Time-to-Adoption Horizon: One Year or Less

Time-to-Adoption Horizon: Two to Three Years

Time-to-Adoption Horizon: Four to Five Years

Key Trends

Critical Challenges

Time-to-Adoption: Four to Five Years

New Scholarship and Emerging Forms of Publication

The time-honored activities of academic research and scholarly activity have benefited from the explosion of access to research materials and the ability to collaborate at a distance. At the same time, the processes of research, review, publication, and tenure are challenged by the same trends. The proliferation of audience-generated content combined with open-access content models is changing the way we think about scholarship and publication.

The new scholarship is still developing, and it is not yet clear what it will look like. Emerging forms of the book, including prepublication research and drafts shared online, the incorporation of data visualization tools into online publications, all forms of customized publishing, and the e-book, are ironically causing us to regard the traditional book as an impermanent medium. Obviously, books themselves are a very permanent form of communication; but the content of printed matter is perceived as increasingly impermanent, and is more and more often accompanied by a website, wiki, or other online resource that can communicate new insights as they arise and create and sustain a living community around the concepts entombed in the published material.

Further along this road we may see open-source textbooks, electronic books (imagine all those heavy freshman readers contained in a single tablet the size of a slim notebook!), online textbooks, and other forms of publication that take advantage of the flexible and updateable nature of electronic media.

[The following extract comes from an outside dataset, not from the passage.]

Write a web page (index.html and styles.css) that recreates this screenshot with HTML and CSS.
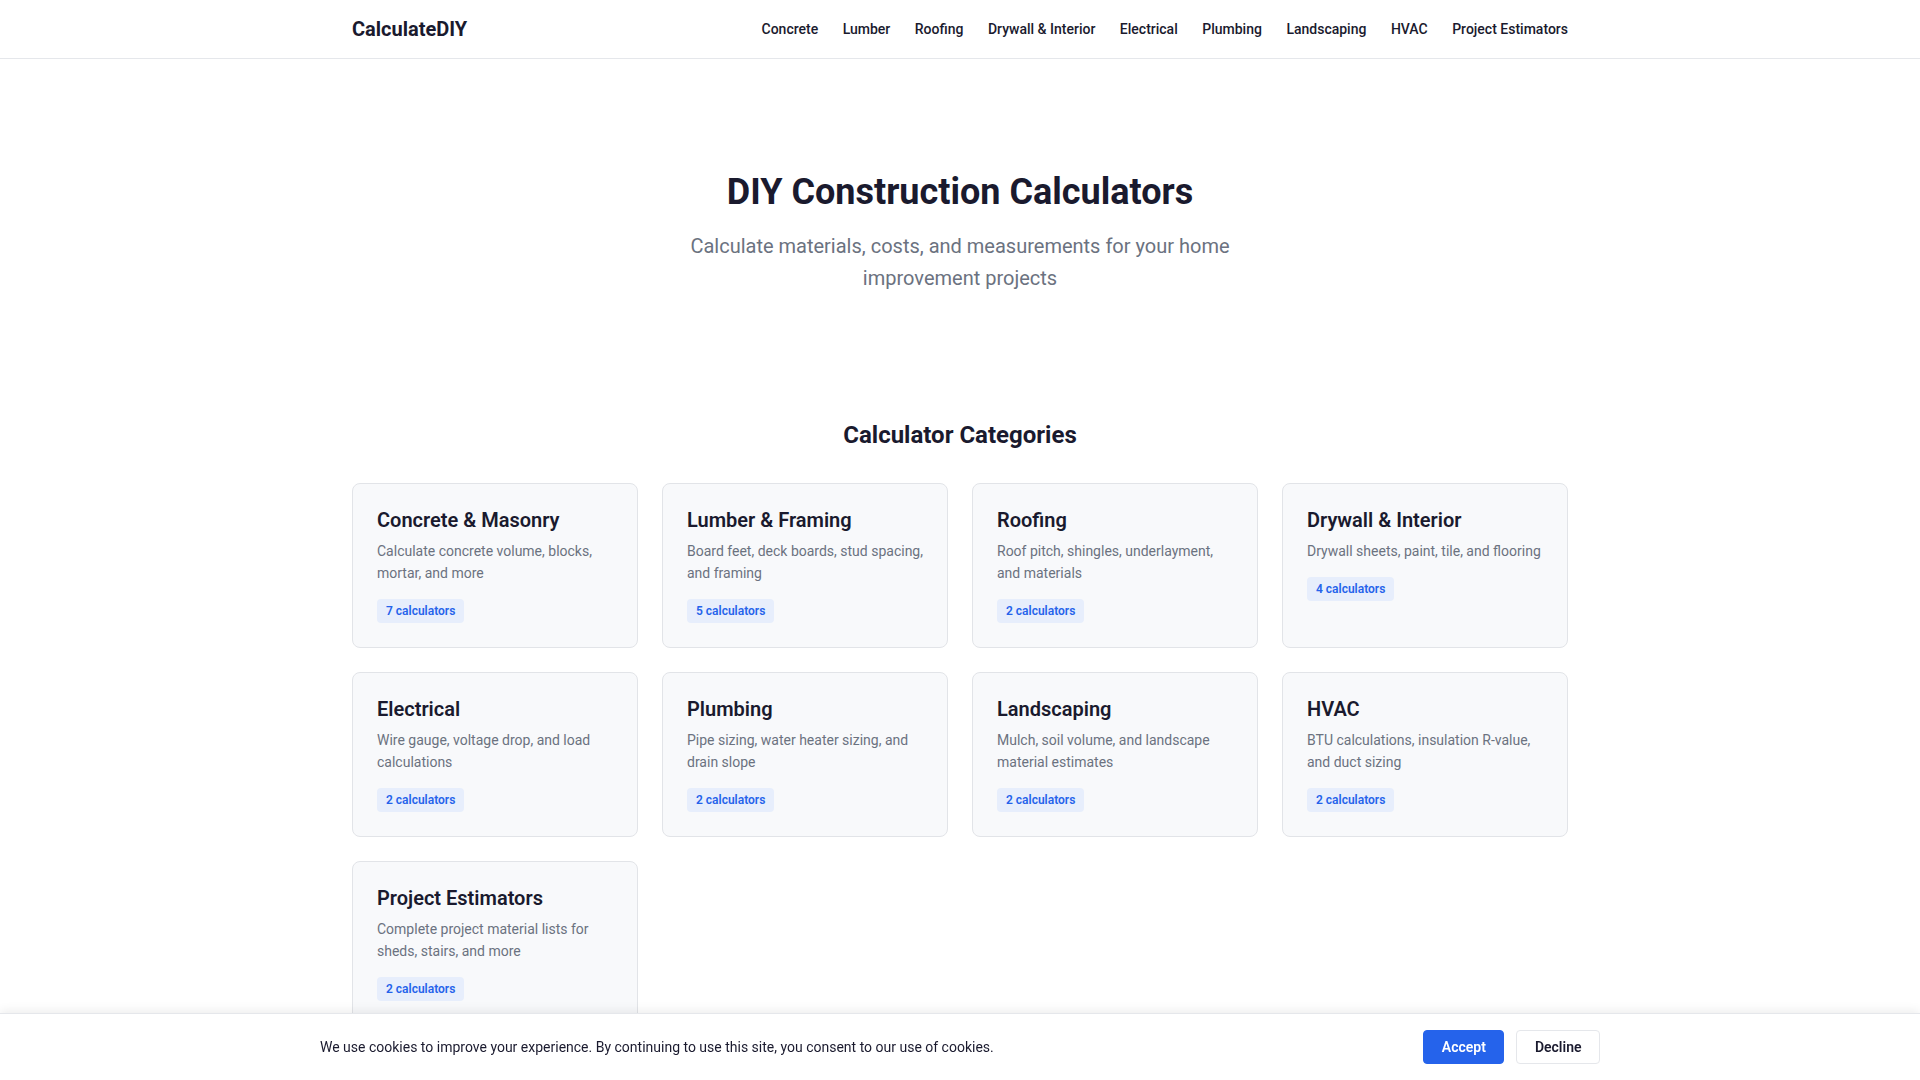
FILE: index.html
```html
<!DOCTYPE html>
<html lang="en">
<head>
<meta charset="utf-8">
<title>CalculateDIY - DIY Construction Calculators</title>
<link rel="stylesheet" href="styles.css">
</head>
<body>
<header class="site-header">
  <div class="header-inner">
    <a class="logo" href="#">CalculateDIY</a>
    <nav class="main-nav">
      <a href="#">Concrete</a>
      <a href="#">Lumber</a>
      <a href="#">Roofing</a>
      <a href="#">Drywall &amp; Interior</a>
      <a href="#">Electrical</a>
      <a href="#">Plumbing</a>
      <a href="#">Landscaping</a>
      <a href="#">HVAC</a>
      <a href="#">Project Estimators</a>
    </nav>
  </div>
</header>

<main>
  <section class="hero">
    <h1>DIY Construction Calculators</h1>
    <p>Calculate materials, costs, and measurements for your home improvement projects</p>
  </section>

  <section class="categories">
    <h2>Calculator Categories</h2>
    <div class="grid">
      <a class="card" href="#">
        <h3>Concrete &amp; Masonry</h3>
        <p>Calculate concrete volume, blocks, mortar, and more</p>
        <span class="badge">7 calculators</span>
      </a>
      <a class="card" href="#">
        <h3>Lumber &amp; Framing</h3>
        <p>Board feet, deck boards, stud spacing, and framing</p>
        <span class="badge">5 calculators</span>
      </a>
      <a class="card" href="#">
        <h3>Roofing</h3>
        <p>Roof pitch, shingles, underlayment, and materials</p>
        <span class="badge">2 calculators</span>
      </a>
      <a class="card" href="#">
        <h3>Drywall &amp; Interior</h3>
        <p>Drywall sheets, paint, tile, and flooring</p>
        <span class="badge">4 calculators</span>
      </a>
      <a class="card" href="#">
        <h3>Electrical</h3>
        <p>Wire gauge, voltage drop, and load calculations</p>
        <span class="badge">2 calculators</span>
      </a>
      <a class="card" href="#">
        <h3>Plumbing</h3>
        <p>Pipe sizing, water heater sizing, and drain slope</p>
        <span class="badge">2 calculators</span>
      </a>
      <a class="card" href="#">
        <h3>Landscaping</h3>
        <p>Mulch, soil volume, and landscape material estimates</p>
        <span class="badge">2 calculators</span>
      </a>
      <a class="card" href="#">
        <h3>HVAC</h3>
        <p>BTU calculations, insulation R-value, and duct sizing</p>
        <span class="badge">2 calculators</span>
      </a>
      <a class="card" href="#">
        <h3>Project Estimators</h3>
        <p>Complete project material lists for sheds, stairs, and more</p>
        <span class="badge">2 calculators</span>
      </a>
    </div>
  </section>
</main>

<div class="cookie-bar">
  <div class="cookie-inner">
    <p>We use cookies to improve your experience. By continuing to use this site, you consent to our use of cookies.</p>
    <div class="cookie-actions">
      <button class="btn btn-primary">Accept</button>
      <button class="btn btn-outline">Decline</button>
    </div>
  </div>
</div>
</body>
</html>
```

FILE: styles.css
```css
* { box-sizing: border-box; }

body {
  margin: 0;
  font-family: Roboto, "Liberation Sans", Arial, sans-serif;
  color: #1a1a2e;
  background: #ffffff;
}

a { color: inherit; text-decoration: none; }

.site-header {
  border-bottom: 1px solid #e5e7eb;
  background: #fff;
}

.header-inner {
  max-width: 1280px;
  margin: 0 auto;
  padding: 0 32px;
  height: 58px;
  display: flex;
  align-items: center;
  justify-content: space-between;
}

.logo {
  font-size: 20px;
  font-weight: 700;
  color: #1a1a2e;
}

.main-nav {
  display: flex;
  gap: 24.5px;
}

.main-nav a {
  font-size: 14px;
  font-weight: 500;
  color: #1a1a2e;
}

.hero {
  text-align: center;
  padding: 112px 32px 64px;
}

.hero h1 {
  margin: 0 0 16px;
  font-size: 36px;
  line-height: 1.2;
  font-weight: 700;
}

.hero p {
  margin: 0 auto;
  max-width: 600px;
  font-size: 20px;
  line-height: 32px;
  color: #6b7280;
}

.categories {
  max-width: 1280px;
  margin: 0 auto;
  padding: 63px 32px 80px;
}

.categories h2 {
  margin: 0 0 33px;
  text-align: center;
  font-size: 24px;
  line-height: 29px;
  font-weight: 700;
}

.grid {
  display: grid;
  grid-template-columns: repeat(4, 1fr);
  gap: 24px;
}

.card {
  display: flex;
  flex-direction: column;
  align-items: flex-start;
  background: #f8f9fb;
  border: 1px solid #e2e4e8;
  border-radius: 8px;
  padding: 24px 24px 24px;
}

.card h3 {
  margin: 0 0 8px;
  font-size: 20px;
  line-height: 24px;
  font-weight: 600;
}

.card p {
  margin: 0 0 15px;
  font-size: 14px;
  line-height: 22px;
  color: #6b7280;
}

.badge {
  display: inline-block;
  font-size: 12px;
  line-height: 16px;
  font-weight: 600;
  color: #2563eb;
  background: #e7eefc;
  border-radius: 4px;
  padding: 4px 9px;
}

.cookie-bar {
  position: fixed;
  left: 0;
  right: 0;
  bottom: 0;
  background: #fff;
  border-top: 1px solid #e5e7eb;
  box-shadow: 0 -2px 10px rgba(0, 0, 0, 0.08);
}

.cookie-inner {
  max-width: 1280px;
  margin: 0 auto;
  padding: 16px 0;
  display: flex;
  align-items: center;
  justify-content: space-between;
}

.cookie-inner p {
  margin: 0;
  font-size: 14px;
  color: #1a1a2e;
}

.cookie-actions {
  display: flex;
  gap: 12px;
}

.btn {
  font-family: inherit;
  font-size: 14px;
  font-weight: 600;
  height: 34px;
  padding: 0 17.5px;
  border-radius: 4px;
  cursor: pointer;
}

.btn-primary {
  background: #2563eb;
  color: #fff;
  border: 1px solid #2563eb;
}

.btn-outline {
  background: #fff;
  color: #1a1a2e;
  border: 1px solid #e5e7eb;
}
```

The real potential of this trend, though, is to expand access to scholarship and new ideas.

Relevance for Teaching, Learning & Creative Expression

  • link original texts with others that explain or expand on allusions in the text
  • collaborate on scholarly publications with a much wider audience, including young people, the public, and experts from related disciplines
  • combine online conversations with more traditional types of scholarly research

Examples

For Further Reading

Book 2.0 (Jeffrey R. Young, The Chronicle of Higher Education, July 28, 2006). Scholars turn monographs into digital conversations. http://chronicle.com/free/v52/i47/47a02001.htm

The Future of Books (Jason Epstein, Technology Review, January 2005). This article reviews the writer’s experiences in the world of traditional publishing and looks ahead to the future of publishing. http://www.technologyreview.com/InfoTech/14064/


Scholarly Reputations: Who's Got Buzz? (Paul Kobulnicky, EDUCAUSE Review, November/December 2006) "I also wondered aloud about which "big win" choice scholars would make as time moves forward. Those of us who believe both in the rigor of peer review and in open access know that these are not mutually exclusive choices but rather are mutually beneficial elements in advancing scholarship." http://www.educause.edu/apps/er/erm06/erm0666.asp


More resources tagged at http://del.icio.us/tag/hz07 -- If you have more, add or tag them in your own del.icio.us account with our official tag of hz07


Discussion

Add your thoughts, suggestions, examples to add here, and indicate who wrote it-- e.g. [Alan]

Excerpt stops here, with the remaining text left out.